Hamed Nikpay at a Tangents party, 2006

I grew up listening to European operas, oratorios and lieder.  The classical way of singing, while glorious, eventually lost its attraction on me.  I remember attending a spiritual “workshop” in college.  The man closed his eyes and hummed a few notes.  There was no discernible technique nor did the voice project.  He said, “This is spiritual.  It comes from the depth of suffering.”  And I knew it was the rawness of the human voice that had moved me.

In our house, we receive two to five music CDs a day.  Dore cannot audition them fast enough and many sit in boxes and eventually are forgotten.  He has his favorites and I have mine.  We don’t always agree, and Dore has a much wider taste in music than I do.  But we can always agree on the very best, when the soul comes through the voice and moves us.
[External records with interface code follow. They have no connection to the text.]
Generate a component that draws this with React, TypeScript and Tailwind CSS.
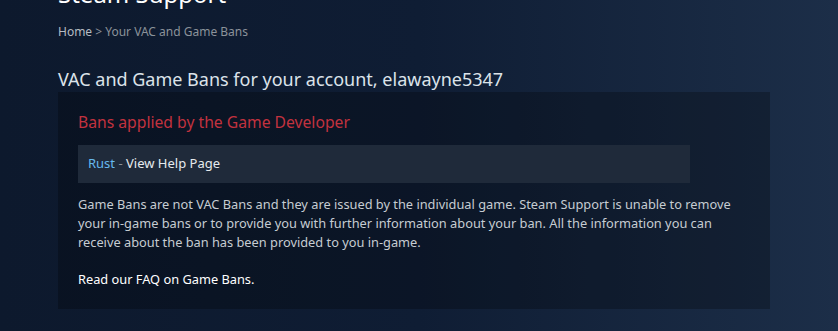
export default function App() {
  return (
    <div
      className="w-[838px] h-[331px] overflow-hidden flow-root bg-[linear-gradient(90deg,#0d192d_0%,#0f1d34_50%,#1c2e48_100%)]"
      style={{ fontFamily: '"Noto Sans", Arial, sans-serif' }}
    >
      <div className="pl-[58px] pr-[68px] flow-root">
        <div className="mt-[-20px] h-[28px] text-[24px] leading-[28px] text-white">Steam Support</div>
        <div className="mt-[14px] h-[20px] text-[12px] leading-[20px] text-[#8b929a]">
          <span className="text-[#b6bcc2]">Home</span> &gt; Your VAC and Game Bans
        </div>
        <div className="mt-[23px] h-[28px] text-[18px] leading-[28px] text-[#dce3ea]">
          VAC and Game Bans for your account, elawayne5347
        </div>
        <div className="mt-[-1px] h-[217px] bg-[#000000]/25 pl-[20px] pt-[19px]">
          <div className="h-[22px] text-[15.7px] leading-[22px] text-[#c2323f]">Bans applied by the Game Developer</div>
          <div className="mt-[12px] w-[612px] h-[38px] bg-[#1f2a3a] pl-[10px] flex items-center text-[13px]">
            <span className="text-[#66b8ee]">Rust</span>
            <span className="text-[#8b929a]">&nbsp;-&nbsp;</span>
            <span className="text-[#e6eaee]">View Help Page</span>
          </div>
          <div className="mt-[12px] w-[670px] text-[12.8px] leading-[19px] text-[#c6ccd2]">
            Game Bans are not VAC Bans and they are issued by the individual game. Steam Support is unable to remove
            your in-game bans or to provide you with further information about your ban. All the information you can
            receive about the ban has been provided to you in-game.
          </div>
          <div className="mt-[18px] text-[12.8px] leading-[19px] text-white">Read our FAQ on Game Bans.</div>
        </div>
      </div>
    </div>
  );
}
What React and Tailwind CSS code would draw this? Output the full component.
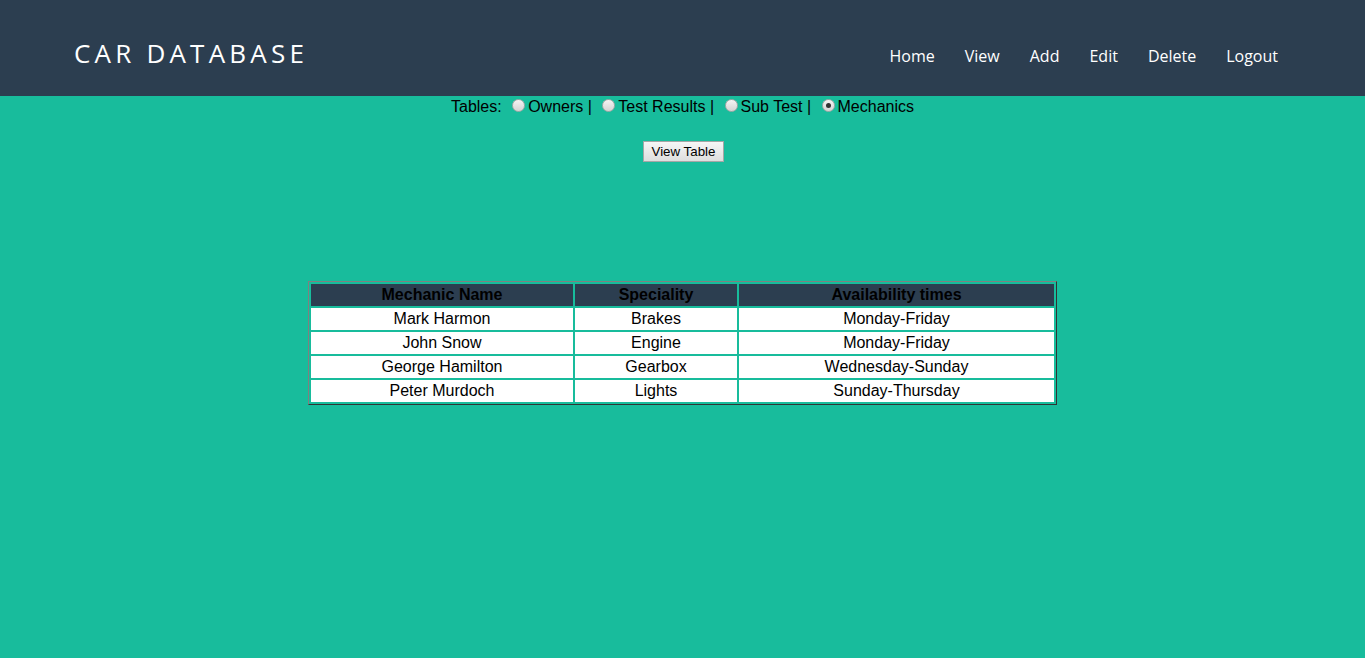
import { useState } from "react";

const tables = ["Owners", "Test Results", "Sub Test", "Mechanics"];

const mechanics = [
  ["Mark Harmon", "Brakes", "Monday-Friday"],
  ["John Snow", "Engine", "Monday-Friday"],
  ["George Hamilton", "Gearbox", "Wednesday-Sunday"],
  ["Peter Murdoch", "Lights", "Sunday-Thursday"],
];

const links = ["Home", "View", "Add", "Edit", "Delete", "Logout"];

function Radio({ checked, onChange }) {
  return (
    <span
      onClick={onChange}
      className="inline-flex items-center justify-center w-[13px] h-[13px] rounded-full border border-[#a9a9a9] bg-gradient-to-b from-[#f4f4f4] to-[#d4d4d4] ml-[6px] mr-[3px] relative top-[-2px] align-middle cursor-pointer"
    >
      {checked && <span className="w-[5px] h-[5px] rounded-full bg-[#333]" />}
    </span>
  );
}

export default function App() {
  const [selected, setSelected] = useState("Mechanics");

  return (
    <div className="min-h-screen bg-[#18bc9c] font-['Liberation_Sans',Arial,sans-serif] text-black">
      {/* Header */}
      <header className="h-[96px] bg-[#2c3e50] flex items-center justify-between pl-[74px] pr-[87px]">
        <h1 className="font-['Open_Sans',sans-serif] text-white text-[26px] tracking-[4.2px] leading-none mt-[10px]">
          CAR DATABASE
        </h1>
        <nav className="flex gap-[30px] font-['Open_Sans',sans-serif] text-white text-[16px] mt-[16px]">
          {links.map((l) => (
            <a key={l} href="#" className="hover:underline">
              {l}
            </a>
          ))}
        </nav>
      </header>

      {/* Table picker */}
      <div className="text-center text-[16px] leading-[20px] pt-[1px]">
        Tables:{" "}
        {tables.map((t, i) => (
          <span key={t}>
            <Radio checked={selected === t} onChange={() => setSelected(t)} />
            {t}
            {i < tables.length - 1 && " | "}
          </span>
        ))}
      </div>

      <div className="text-center mt-[22px]">
        <button className="h-[21px] px-[8px] ml-[2px] text-[13.33px] leading-none border border-[#a6a6a6] bg-gradient-to-b from-[#f6f6f6] to-[#dedede] text-black">
          View Table
        </button>
      </div>

      {/* Results */}
      <table className="mx-auto mt-[118px] w-[749px] border-separate border-spacing-[2px] border border-t-[#808080] border-l-[#808080] border-r-[#333] border-b-[#333] text-[16px] leading-[18px] text-center">
        <thead>
          <tr className="bg-[#2c3e50]">
            <th className="w-[262px] h-[22px] p-0 font-bold">Mechanic Name</th>
            <th className="w-[162px] h-[22px] p-0 font-bold">Speciality</th>
            <th className="h-[22px] p-0 font-bold">Availability times</th>
          </tr>
        </thead>
        <tbody>
          {mechanics.map((row) => (
            <tr key={row[0]} className="bg-white">
              {row.map((c, i) => (
                <td key={i} className="h-[22px] p-0">
                  {c}
                </td>
              ))}
            </tr>
          ))}
        </tbody>
      </table>
    </div>
  );
}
Our favorites:  The Senegalese singer and guitarist Baba Maal,  the American born Mexican-Lebanese-Jewish singer Lhasa de Sela, (now deceased), Ravid Kahalani of Yemen Blues and the Iranian singer Hamad Nikpay.

We live in a treasure trove, surrounded by yet to be discovered jewels.  It is the luck of the draw when Dore picks out a CD to listen to.  But that voice, that voice that possesses the power, that calls to us, remains rare.